Blame everyone except St Starmer.
Remind me again why you hated the last Tory government so much binners I can't remember. It obviously had nothing to do with their right-wing policies was it their incompetence or something else, what exactly?
And it's absolutely classic whataboutry
Its also about as accurate as binners knowledge of charity funding.
For both May and Johnson the tories did respond to an opposition which actually offered an alternative by offering a broader mix of policies including Johnsons levelling up and there were the "Red May" comments with analysis of the tory offering showing it was the most left wing in decades.
Now, obviously, they were mostly lying about them but they did respond because there was actually an opposition offering policies different to the ongoing thatcherite fantasy which had already started running into the problem that asset stripping the country is great until you run out of assets to give away cheap and the rent comes due.
If we take the tories now, exactly what are they supposed to do? Labour are offering austerity on steroids so they can either go for the radical option of moving to the left of them, very risky, or move further rightwards to try and keep their differences. At which point they run into the farage issue.
Head above the parapet time for me.
Labour? No. No. No.
Just off the phone from a friend of near 30 years. A friend I admire immensely.
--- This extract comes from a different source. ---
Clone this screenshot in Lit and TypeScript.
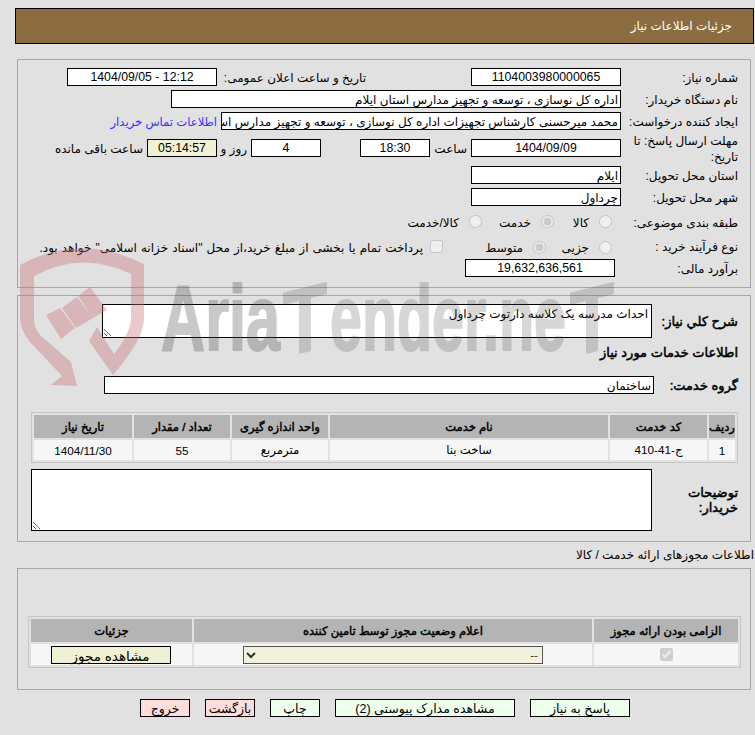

She has always worked, including as a single parent after her husband left her and their children behind to be with a string of other women.
Worked in retail, a care home, you name it, she did anything it took to find her kids the best chance she could in life. She's done everything she can for her children to the point where I just don't know how she held herself together at times.
She went through a no fault eviction a few years back and now, finally, has a place she can call her "own" again rather than knowing she can be moved from the temporary accommodation at the drop of a hat.
This all going on whilst dealing with MS, gradually eroding her physically and mentally.
She is in tears tonight. As it stands she will lose the daily living component of her PIP, some £100 a week. She has more than enough points to qualify for the higher rate as the rules stand but hasn't got 4 points in any one descriptor. Getting 4 points+ in any of the descriptors is incredibly difficult as the DWP and government know.
This is a terrible decision and it's completely contrary to saving money in the long term. There must be a lot of people feeling just as worried and betrayed as her tonight.
She said, "they (politicians) are all the f****** same" and I couldn't bring myself to disagree with her.
What a mess.
Yesterday we had complaints about speculation from the usual suspects, so it's curious that they've gone quiet now details have been confirmed.
If we take the tories now, exactly what are they supposed to do? Labour are offering austerity on steroids so they can either go for the radical option of moving to the left of them, very risky, or move further rightwards to try and keep their differences. At which point they run into the farage issue.
Yup, obviously it can't happen under Badenoch (although Runcorn might finish her off) but the sensible thing for the Tories imo would be to move just slightly to the left of Labour, something which wouldn't be massively difficult!
That niche in the UK political spectrum is mostly underoccupied with the LibDems still making no significant progress following the long-term damage caused by Nick Clegg.
Moving further to the right would be pointless for the Tories because as you suggest that niche is now firmly in the hands of Reform. Besides Badenoch has done precisely that and it has done the Tories no favours at all.
The main changes in support for UK political parties since the general election last July is a very significant collapse in support for Labour and Reform support almost doubling, support for other parties, including the Tories, hasn't changed that significantly.
However as I understand it it is not simply a case of Labour losing support to Reform, in fact far from it. It would appear that Labour have mostly lost support to the Tories and in turn the Tories have lost support to Reform.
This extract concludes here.